* What you have to do:
Where a line holds the string "React", return that line.

####

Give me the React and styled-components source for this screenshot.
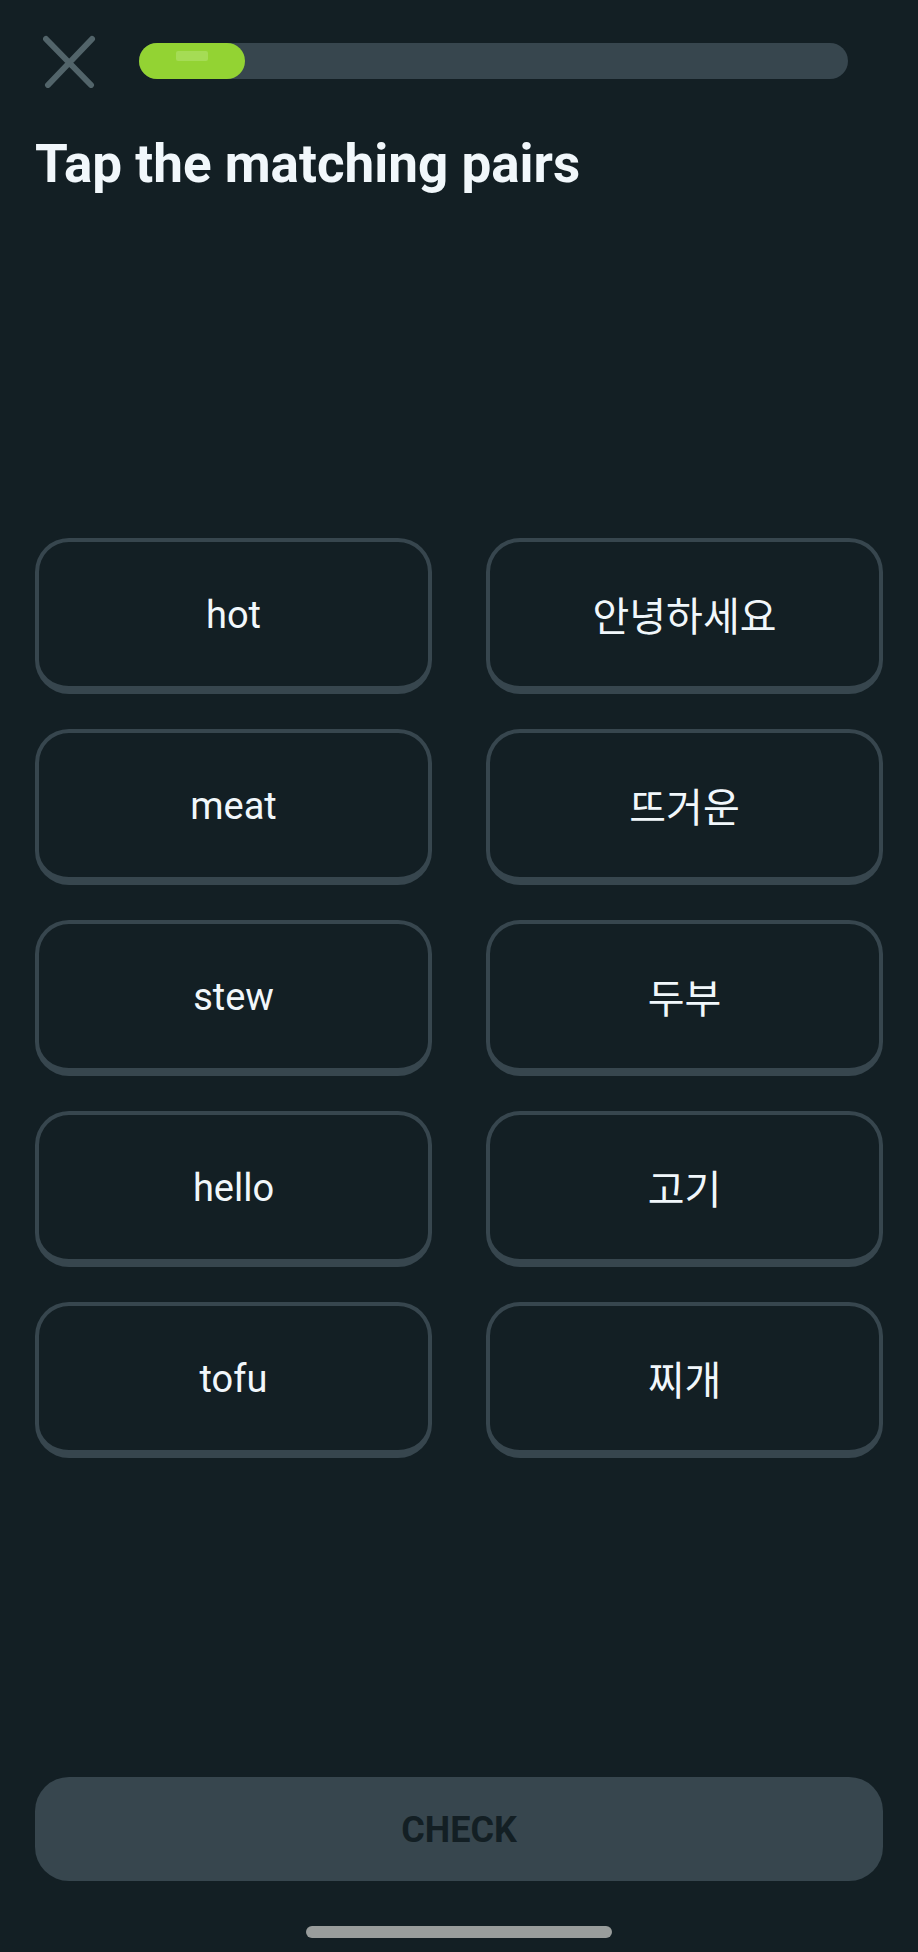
import React, { useState } from "react";
import styled, { createGlobalStyle } from "styled-components";

const color = {
  page: "#131f24",
  line: "#37464e",
  icon: "#52646a",
  text: "#f1f7fb",
  green: "#93d333",
  shine: "#a5dc55",
  handle: "#999d9c",
};

const GlobalStyle = createGlobalStyle`
  *, *::before, *::after { box-sizing: border-box; }
  body {
    margin: 0;
    background: ${color.page};
    color: ${color.text};
    font-family: Roboto, "Noto Sans CJK KR", sans-serif;
  }
  button { font-family: inherit; cursor: pointer; }
`;

const Page = styled.div`
  display: flex;
  flex-direction: column;
  min-height: 100vh;
  padding: 32px 35px 14px;
`;

const Header = styled.header`
  display: flex;
  align-items: center;
  gap: 34px;
  padding-right: 35px;
`;

const CloseButton = styled.button`
  display: flex;
  align-items: center;
  justify-content: center;
  flex: none;
  width: 70px;
  height: 58px;
  padding: 0;
  border: 0;
  background: none;
  color: ${color.icon};
`;

const Track = styled.div`
  flex: 1;
  height: 36px;
  border-radius: 18px;
  background: ${color.line};
`;

const Fill = styled.div`
  display: flex;
  justify-content: center;
  height: 100%;
  padding-top: 8px;
  border-radius: 18px;
  background: ${color.green};
`;

const Shine = styled.span`
  width: 32px;
  height: 10px;
  border-radius: 2px;
  background: ${color.shine};
`;

const Title = styled.h1`
  margin: 44px 0 25px;
  font-size: 53px;
  line-height: 60px;
  font-weight: 700;
`;

const Main = styled.main`
  flex: 1;
  display: flex;
  flex-direction: column;
  justify-content: center;
`;

const Pairs = styled.div`
  display: grid;
  grid-template-columns: 1fr 1fr;
  gap: 35px 54px;
`;

const Card = styled.button`
  height: 156px;
  padding: ${(p) => (p.lang === "ko" ? "8px 16px 0" : "2px 16px 0")};
  border: 4px solid ${color.line};
  border-bottom-width: 8px;
  border-radius: 34px;
  background: ${(p) => (p["aria-pressed"] ? "#202f36" : "transparent")};
  color: ${color.text};
  font-size: ${(p) => (p.lang === "ko" ? "40px" : "38px")};
  line-height: 48px;
  font-weight: 400;
`;

const Footer = styled.footer`
  display: flex;
  flex-direction: column;
  align-items: center;
  gap: 45px;
`;

const CheckButton = styled.button`
  width: 100%;
  height: 104px;
  padding: 2px 16px 0;
  border: 0;
  border-radius: 34px;
  background: ${color.line};
  color: ${color.page};
  font-size: 36px;
  line-height: 44px;
  font-weight: 700;
`;

const HomeHandle = styled.div`
  width: 36%;
  height: 12px;
  border-radius: 6px;
  background: ${color.handle};
`;

const pairs = [
  ["hot", "안녕하세요"],
  ["meat", "뜨거운"],
  ["stew", "두부"],
  ["hello", "고기"],
  ["tofu", "찌개"],
];

const progress = 15;

export default function App() {
  const [selected, setSelected] = useState(null);

  const renderCard = (word, lang) => (
    <Card
      key={word}
      type="button"
      lang={lang}
      aria-pressed={selected === word}
      onClick={() => setSelected(selected === word ? null : word)}
    >
      {word}
    </Card>
  );

  return (
    <>
      <GlobalStyle />
      <Page>
        <Header>
          <CloseButton type="button" aria-label="Close">
            <svg
              width="54"
              height="54"
              viewBox="0 0 54 54"
              fill="none"
              stroke="currentColor"
              strokeWidth="6"
              strokeLinecap="round"
              aria-hidden="true"
            >
              <path d="M3 5 L48 51 M49 5 L5 51" />
            </svg>
          </CloseButton>
          <Track
            role="progressbar"
            aria-label="Lesson progress"
            aria-valuemin={0}
            aria-valuemax={100}
            aria-valuenow={progress}
          >
            <Fill style={{ width: `${progress}%` }}>
              <Shine />
            </Fill>
          </Track>
        </Header>
        <Title>Tap the matching pairs</Title>
        <Main>
          <Pairs>
            {pairs.flatMap(([english, korean]) => [
              renderCard(english, "en"),
              renderCard(korean, "ko"),
            ])}
          </Pairs>
        </Main>
        <Footer>
          <CheckButton type="button" disabled>
            CHECK
          </CheckButton>
          <HomeHandle />
        </Footer>
      </Page>
    </>
  );
}
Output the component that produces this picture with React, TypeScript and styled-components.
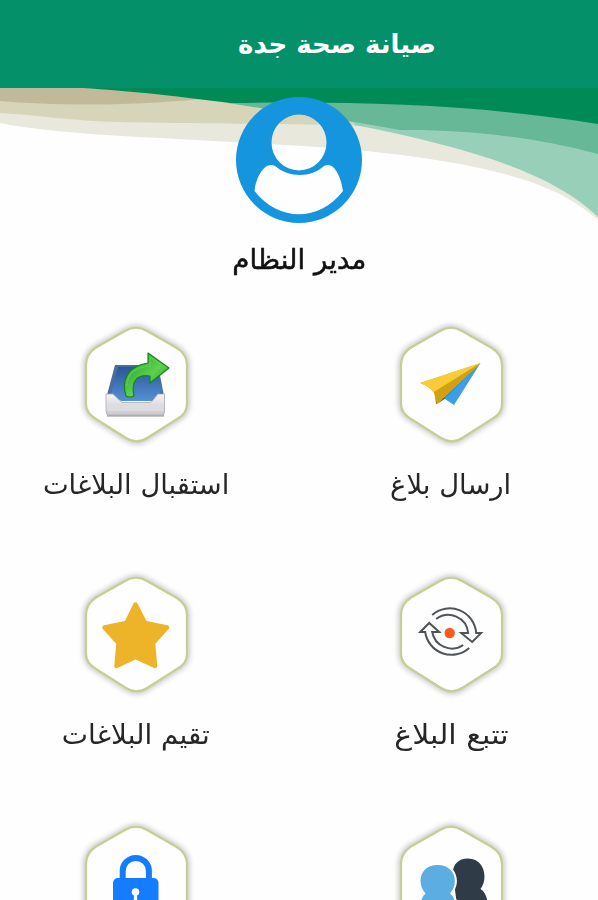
import React from "react";
import styled, { createGlobalStyle } from "styled-components";

const GlobalStyle = createGlobalStyle`
  body { margin: 0; background: #fefefe; overflow: hidden; }
`;

const Screen = styled.main`
  display: flex;
  flex-direction: column;
  height: 900px;
  overflow: hidden;
  position: relative;
  font-family: "DejaVu Sans", "Noto Sans", sans-serif;
`;

const Header = styled.header`
  display: flex;
  flex: none;
  align-items: center;
  justify-content: center;
  box-sizing: border-box;
  height: 88px;
  padding-left: 76px;
  background: #049069;
`;

const Title = styled.h1`
  margin: 0;
  white-space: nowrap;
  font-size: 26px;
  line-height: 36px;
  font-weight: 700;
  color: #fff;
`;

const Label = styled.span<{ $stretch?: number; $strong?: boolean }>`
  display: block;
  white-space: nowrap;
  line-height: 36px;
  font-size: 27px;
  color: ${(p) => (p.$strong ? "#111" : "#262626")};
  -webkit-text-stroke: ${(p) => (p.$strong ? "0.5px #111" : "0")};
  transform: scaleX(${(p) => p.$stretch ?? 1});
`;

const Waves = styled.svg`
  position: absolute;
  top: 88px;
  left: 0;
`;

const Profile = styled.section`
  position: relative;
  flex: none;
  display: flex;
  flex-direction: column;
  align-items: center;
  height: 234px;
  padding-top: 9px;
  box-sizing: border-box;
  gap: 19px;
`;

const Avatar = styled.svg`
  display: block;
  flex: none;
`;

const Menu = styled.nav`
  display: grid;
  flex: none;
  grid-template-columns: 240px 240px;
  grid-auto-rows: 249.5px;
  column-gap: 75px;
  padding-left: 16px;
`;

const Tile = styled.div`
  display: flex;
  flex-direction: column;
  align-items: center;
  gap: 19px;
`;

const Badge = styled.svg`
  display: block;
  flex: none;
  overflow: visible;
`;

const HEX =
  "M49 9Q60 2.500 71 9L100 25.500Q111 32 111 43V82Q111 92 101 97L72 115.500Q61 123 50 116L20 97Q10 91 10 82V43Q10 32 20 25.500Z";

function Hexagon({ children }: { children: React.ReactNode }) {
  return (
    <Badge width="120" height="126" viewBox="0 0 120 126">
      <path d={HEX} fill="none" stroke="#9a9a9a" strokeWidth="6" opacity=".5" filter="url(#soft)" />
      <path d={HEX} fill="#fefefe" stroke="#c3cf93" strokeWidth="2.200" />
      {children}
    </Badge>
  );
}

const icons = {
  send: (
    <g transform="translate(-7 0)">
      <path d="M96.500 41L70 83L61 77L53 82Z" fill="#3b9fe8" />
      <path d="M96.500 41L61 76L57 72Z" fill="#2787c8" />
      <path d="M51 69L61 76L52 82Z" fill="#2f4656" />
      <path d="M36 61L96.500 41L53 82L50 71Q45 64 36 61Z" fill="#e5b91e" />
      <path d="M36 61L96.500 41L50 70Q45 64 36 61Z" fill="#f8cc38" />
      <path d="M96.500 41L50 70L53 82Z" fill="#d2a112" />
    </g>
  ),
  receive: (
    <g>
      <defs>
        <linearGradient id="tray" x2="0" y2="1">
          <stop stopColor="#f4f4f6" /><stop offset="1" stopColor="#c9c9ce" />
        </linearGradient>
        <linearGradient id="leaf" x2="1" y2="1">
          <stop stopColor="#1a961d" /><stop offset=".55" stopColor="#5ed151" /><stop offset="1" stopColor="#128617" />
        </linearGradient>
        <linearGradient id="paper" x2="0" y2="1">
          <stop stopColor="#2b5798" /><stop offset="1" stopColor="#5390d4" />
        </linearGradient>
      </defs>
      <path d="M31 93.500H88" stroke="#555" strokeWidth="2.500" opacity=".45" />
      <path d="M39 43H82L88 74V78H31V73Z" fill="#476e9e" />
      <path d="M42 45H79L86 68L77 79H45L35 71Z" fill="url(#paper)" />
      <path d="M30 72H37L46 80.500H75L82 72H88.500V89Q88.500 93 86 93H33Q30 93 30 89Z" fill="url(#tray)" stroke="#aaaab0" strokeWidth=".8" />
      <path d="M31.500 82H87.500V89H31.500Z" fill="#dddde0" />
      <path d="M50 74C45 58 52 44 72 41V31L93 46L74 61V54C60 52 55 60 58 74Q54 76 50 74Z" fill="url(#leaf)" stroke="#168518" strokeWidth="1.200" strokeLinejoin="round" />
      <path d="M51 64C51 51 58 46 74 43.500V35L84 42" fill="none" stroke="#62cc5c" strokeWidth="2" opacity=".65" />
    </g>
  ),
  follow: (
    <g fill="none" stroke="#505559" strokeWidth="2" strokeLinejoin="miter" transform="translate(-.8 0)">
      <path d="M42 43A26.500 26.500 0 0 1 86 61H91L82 70L71 61H78A20 20 0 0 0 46 47" />
      <path d="M79 76A26.500 26.500 0 0 1 35 60H30L39 51L49 60H42A20 20 0 0 0 73 73" />
      <circle cx="59.500" cy="61" r="5.200" fill="#f75b1f" stroke="none" />
    </g>
  ),
  rate: (
    <path d="M59.500 32.500L69 51L91 55.500L77 71L79 94L59.500 85L40.500 94L42.500 71L28.500 55.500L50.500 51Z" fill="#edb42a" stroke="#edb42a" strokeWidth="4.500" strokeLinejoin="round" />
  ),
  lock: (
    <g>
      <path d="M46.700 60V50A13.100 13.100 0 0 1 72.900 50V60" fill="none" stroke="#157cff" strokeWidth="6" />
      <rect x="37" y="57" width="45.500" height="38" rx="5" fill="#157cff" />
      <circle cx="59.500" cy="71" r="3.800" fill="#fff" /><path d="M58.200 71H60.800L61.500 84H57.500Z" fill="#fff" />
    </g>
  ),
  users: (
    <g>
      <path d="M77 37.500C66 37.500 61 45 62 54L66 84H97Q96 72 89.500 68C97 59 94.500 37.500 77 37.500Z" fill="#2f3c48" />
      <path d="M46.700 44C29 44 25 62 34.500 72.500Q31 75 29 84H65Q63 75 59 72.500C68.500 62 64 44 46.700 44Z" fill="none" stroke="#fefefe" strokeWidth="4" />
      <path d="M46.700 44C29 44 25 62 34.500 72.500Q31 75 29 84H65Q63 75 59 72.500C68.500 62 64 44 46.700 44Z" fill="#5cade2" />
    </g>
  ),
};

type IconName = keyof typeof icons;
const tiles: { icon: IconName; text?: string; stretch?: number }[] = [
  { icon: "receive", text: "استقبال البلاغات", stretch: 1.012 },
  { icon: "send", text: "ارسال بلاغ", stretch: 1.015 },
  { icon: "rate", text: "تقيم البلاغات", stretch: 1.03 },
  { icon: "follow", text: "تتبع البلاغ", stretch: 1.11 },
  { icon: "lock" },
  { icon: "users" },
];

export default function App() {
  return (
    <Screen>
      <GlobalStyle />
      <Header>
        <Title dir="rtl">صيانة صحة جدة</Title>
      </Header>
      <Waves width="598" height="140" viewBox="0 88 598 140">
        <path d="M0 86H598V220C560 186 510 174 460 164C370 148 300 146 250 143C150 137 60 135 0 123Z" fill="#e8e8dc" />
        <path d="M0 86H300L360 126C290 123 180 124 120 122C70 121 40 115 0 113Z" fill="#d6d4b9" />
        <path d="M0 86H250L200 99C120 107 50 105 0 101Z" fill="#c0ba9a" />
        <path d="M340 100L598 120V217C550 170 460 146 355 125Z" fill="#98cfb8" />
        <path d="M228 103C370 96 500 108 598 121V154C530 136 460 129 400 130C345 120 290 113 228 103Z" fill="#66b896" />
        <path d="M66 87H598V124C480 105 370 101 230 103C160 94 120 90 66 87Z" fill="#008a55" />
      </Waves>
      <Profile>
        <Avatar width="126" height="126" viewBox="0 0 126 126">
          <path fillRule="evenodd" d="M63 0A63 63 0 1 1 63 126A63 63 0 1 1 63 0ZM63 17.500A27.500 28 0 1 0 63 73.500A27.500 28 0 1 0 63 17.500Z" fill="#1695df" />
          <path d="M39 69C29 64 20 80 18.500 94C43 125 83 125 107 94C105 80 98 64 88 69C75 81 53 81 39 69Z" fill="#fefefe" />
        </Avatar>
        <Label dir="rtl" $strong $stretch={1.025}>مدير النظام</Label>
      </Profile>
      <Menu dir="ltr">
        {tiles.map((t) => (
          <Tile key={t.icon}>
            <Hexagon>{icons[t.icon]}</Hexagon>
            {t.text && <Label dir="rtl" $stretch={t.stretch}>{t.text}</Label>}
          </Tile>
        ))}
      </Menu>
      <svg width="0" height="0" aria-hidden="true">
        <defs><filter id="soft" x="-20%" y="-20%" width="140%" height="140%"><feGaussianBlur stdDeviation="2.800" /></filter></defs>
      </svg>
    </Screen>
  );
}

####

* Expected output:
Give me the React and styled-components source for this screenshot.
import React, { useState } from "react";
Output the component that produces this picture with React, TypeScript and styled-components.
import React from "react";
function Hexagon({ children }: { children: React.ReactNode }) {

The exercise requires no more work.